Backstage at BAFW never fails to entertain me, observing the frantic reconstruction of complex outfits, so abstract as to leave you wondering how a market for these products even exists. The melee of colours, textures, sounds and smells produces a spectacle like no other; it really is a mouthwatering prospect for any photographer.
Alternative fashion shows are a colourful microcosm of 21st-century Western culture and the extremes to which humanity will stretch in order to find boundaries to challenge. These boundaries are, however, built on such fragile foundations that heads no longer turn when they are breached.

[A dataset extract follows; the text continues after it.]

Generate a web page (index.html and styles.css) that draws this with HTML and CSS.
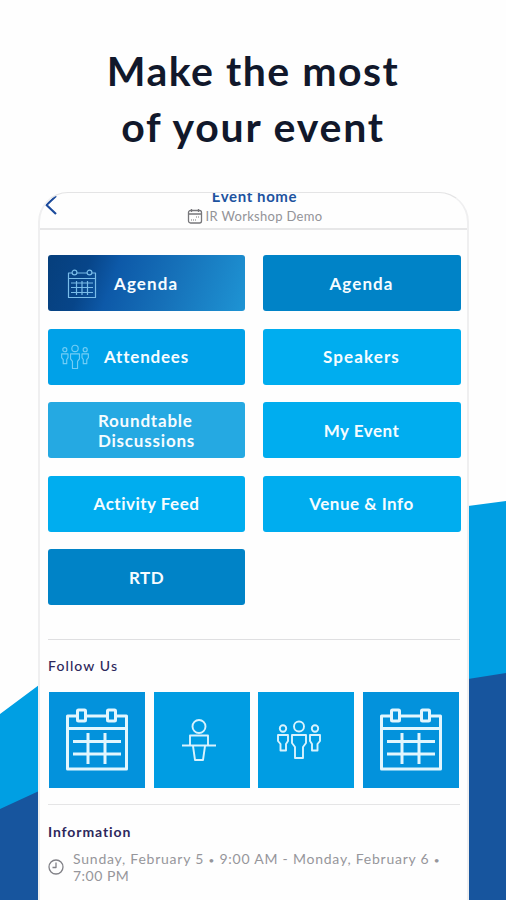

Sex and rebellion were the two main themes at this year’s show; anti-war slogans, pro-sexual freedom sentiments were once again regurgitated to rapturous celebration. Although this is evidently an example of freedom of expression, if all artistic expression reaches consensus, the viewers must ask themselves whether ‘alternative’ opinions are spurned because the world of fashion has now found harmony, or because conflicting ideas are no longer allowed in this arena, I fear it is the latter.
Aside from these criticisms, the talent, indefatigability and creative vision of these designers cannot be questioned. The message to the audience was quite clear – enthusiasm makes anything possible. Whether it’s creating a clothing line from the ground up whilst ignoring all the rules of design or whether it’s organising an event at which these clothes are exhibited, you can achieve it.